The variables $r_i$ are called bond dimensions or TT ranks and it holds that $r_0 = r_n = 1$ and $r_i \geq 1$ for $i=1 , \dots, n-1$. The tensors $\mathbf{T}^{(i)} \in \mathbb{C}^{r_{i-1} \times d_i \times r_i}$ are called (TT) cores. Each element of the tensor $\mathbf{T}$ can be written as

$$\mathbf{T}_{x_1, \dots, x_n} = \mathbf{T}^{(1)}_{1,x_1,:} \mathbf{T}^{(2)}_{:,x_2,:} \cdots \mathbf{T}^{(n-1)}_{:,x_{n-1},:} \mathbf{T}^{(n)}_{:,x_n,1},$$

which explains the origin of the name matrix product states (MPS). If the ranks are small enough, we may reduce the storage consumption of an order-$n$ tensor significantly: Instead of an exponential dependence, the storage then depends only linearly on the order and can be estimated as $\mathcal{O}(r^2 d n)$, where $r$ is the maximum over all ranks. That is, if the underlying correlation structure admits such a low-rank decomposition, an enormous reduction in complexity can be achieved.

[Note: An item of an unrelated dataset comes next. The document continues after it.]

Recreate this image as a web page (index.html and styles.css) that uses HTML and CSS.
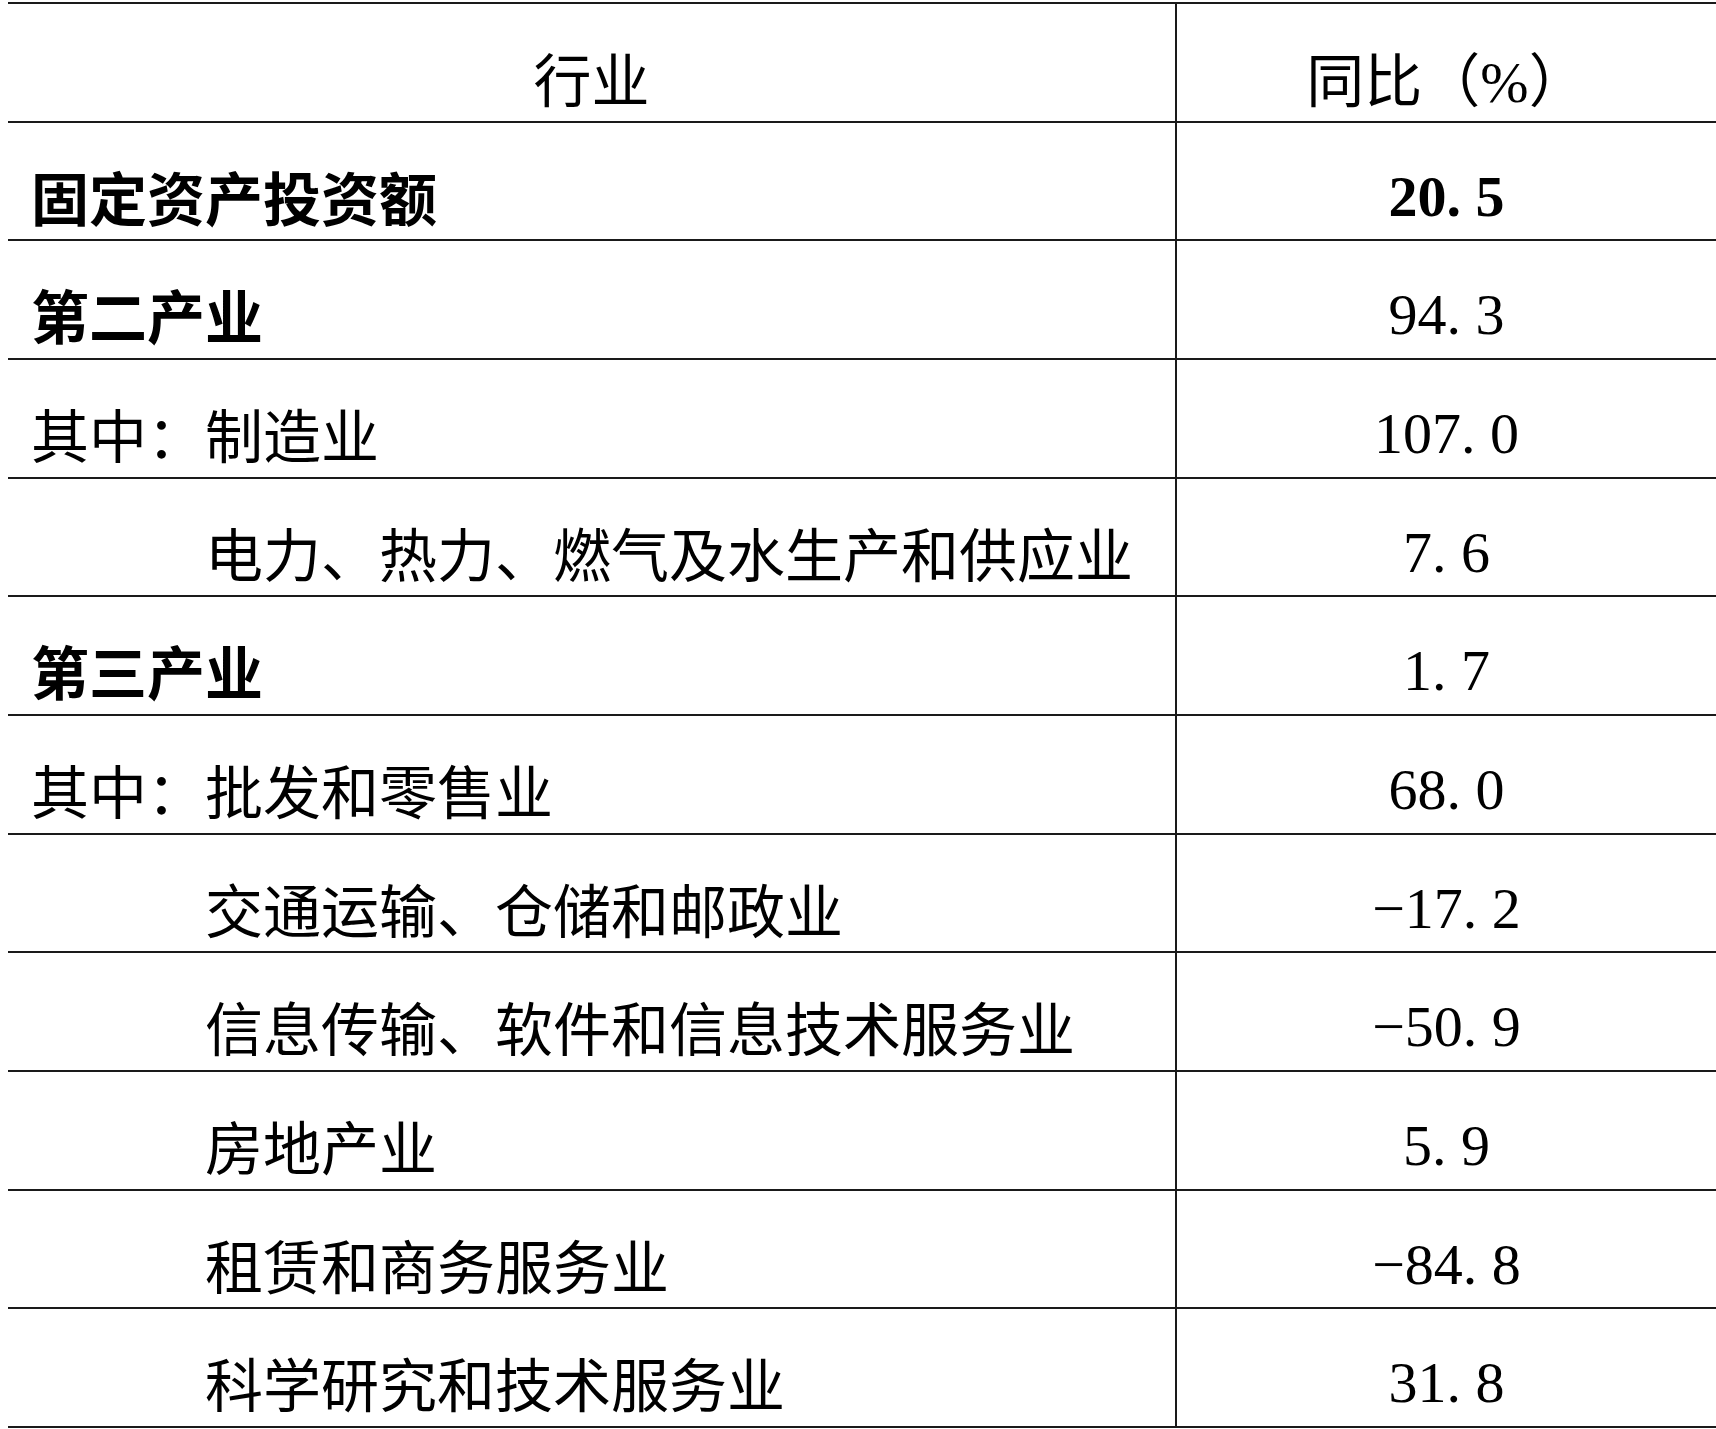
FILE: index.html
```html
<!DOCTYPE html>
<html lang="zh-CN">
<head>
<meta charset="utf-8">
<title>固定资产投资</title>
<link rel="stylesheet" href="styles.css">
</head>
<body>
<div class="table">
  <div class="row">
    <div class="name head">行业</div>
    <div class="val head-cjk">同比（<span class="pct">%</span>）</div>
  </div>
  <div class="row">
    <div class="name bold">固定资产投资额</div>
    <div class="val bold">20<span class="pt">.</span>5</div>
  </div>
  <div class="row">
    <div class="name bold">第二产业</div>
    <div class="val">94<span class="pt">.</span>3</div>
  </div>
  <div class="row">
    <div class="name">其中：制造业</div>
    <div class="val">107<span class="pt">.</span>0</div>
  </div>
  <div class="row">
    <div class="name sub">电力、热力、燃气及水生产和供应业</div>
    <div class="val">7<span class="pt">.</span>6</div>
  </div>
  <div class="row">
    <div class="name bold">第三产业</div>
    <div class="val">1<span class="pt">.</span>7</div>
  </div>
  <div class="row">
    <div class="name">其中：批发和零售业</div>
    <div class="val">68<span class="pt">.</span>0</div>
  </div>
  <div class="row">
    <div class="name sub">交通运输、仓储和邮政业</div>
    <div class="val">−17<span class="pt">.</span>2</div>
  </div>
  <div class="row">
    <div class="name sub">信息传输、软件和信息技术服务业</div>
    <div class="val">−50<span class="pt">.</span>9</div>
  </div>
  <div class="row">
    <div class="name sub">房地产业</div>
    <div class="val">5<span class="pt">.</span>9</div>
  </div>
  <div class="row">
    <div class="name sub">租赁和商务服务业</div>
    <div class="val">−84<span class="pt">.</span>8</div>
  </div>
  <div class="row">
    <div class="name sub">科学研究和技术服务业</div>
    <div class="val">31<span class="pt">.</span>8</div>
  </div>
</div>
</body>
</html>
```

FILE: styles.css
```css
html, body {
  background: #ffffff;
}
body {
  margin: 2px 0 0 8px;
  overflow: hidden;
  color: #000000;
  font-family: "Noto Sans CJK SC", "Noto Sans", sans-serif;
}
.table {
  width: 1708px;
  border-top: 2px solid #1a1a1a;
}
.row {
  display: grid;
  grid-template-columns: 1169px 1fr;
  height: 118.67px;
  box-sizing: border-box;
  border-bottom: 2px solid #1a1a1a;
}
.name {
  border-right: 2px solid #1a1a1a;
  padding: 45px 0 0 23px;
  font-size: 58px;
  line-height: 57px;
  white-space: nowrap;
  font-weight: 400;
}
.name.sub {
  padding-left: calc(23px + 3em);
}
.name.head {
  padding-left: 0;
  text-align: center;
}
.val {
  padding-top: 45px;
  text-align: center;
  font-family: "Liberation Serif", "Times New Roman", serif;
  font-size: 58px;
  line-height: 57px;
  white-space: nowrap;
}
.val.head-cjk {
  font-family: "Noto Sans CJK SC", "Noto Sans", sans-serif;
  font-size: 58px;
}
.pct {
  font-family: "Liberation Serif", "Times New Roman", serif;
}
.bold {
  font-weight: 700;
}
.pt {
  margin-right: 0.25em;
}
```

A linear operator $\mathbf{G} \in \mathbb{C}^{D \times D}$ in the MPO/TT format, can be written as

$$ \mathbf{G} = \sum_{k_0=1}^{R_0} \dots \sum_{k_n=1}^{R_n} \bigotimes_{i=1}^n \mathbf{G}^{(i)}_{k_{i-1},:,:,k_i} = \sum_{k_0=1}^{R_0} \dots \sum_{k_n=1}^{R_n} \mathbf{G}^{(1)}_{k_0,:,:,k_1} \otimes \dots \otimes \mathbf{G}^{(n)}_{k_{n-1}, :, :, k_n}.$$

Here, the cores are tensors of order $4$. Figure 1 (a) and (b) show the graphical representation of an MPS $\mathbf{T} \in \mathbb{C}^{D}$ and an MPO $\mathbf{G} \in \mathbb{C}^{D \times D}$ with $D=(d_1, \dots, d_5)$, respectively.

(a)

(b)

Figure 1: Graphical representation of the MPS/MPO format: A core is depicted by a circle with different arms indicating the modes of the tensor and the rank indices. (a) Tensor of order 5 as MPS with ranks $r_1, r_2, r_3, r_4$. The first and the last core are matrices, the other cores are tensors of order 3. (b) An MPO of order 10 with ranks $R_1, R_2, R_3, R_4$. The first and the last core are tensors of order 3, the other cores are tensors of order 4.

Tensor trains have become a widely-studied concept, which found its way into various scientific fields such as quantum mechanics, dynamical systems, system identification, and machine learning.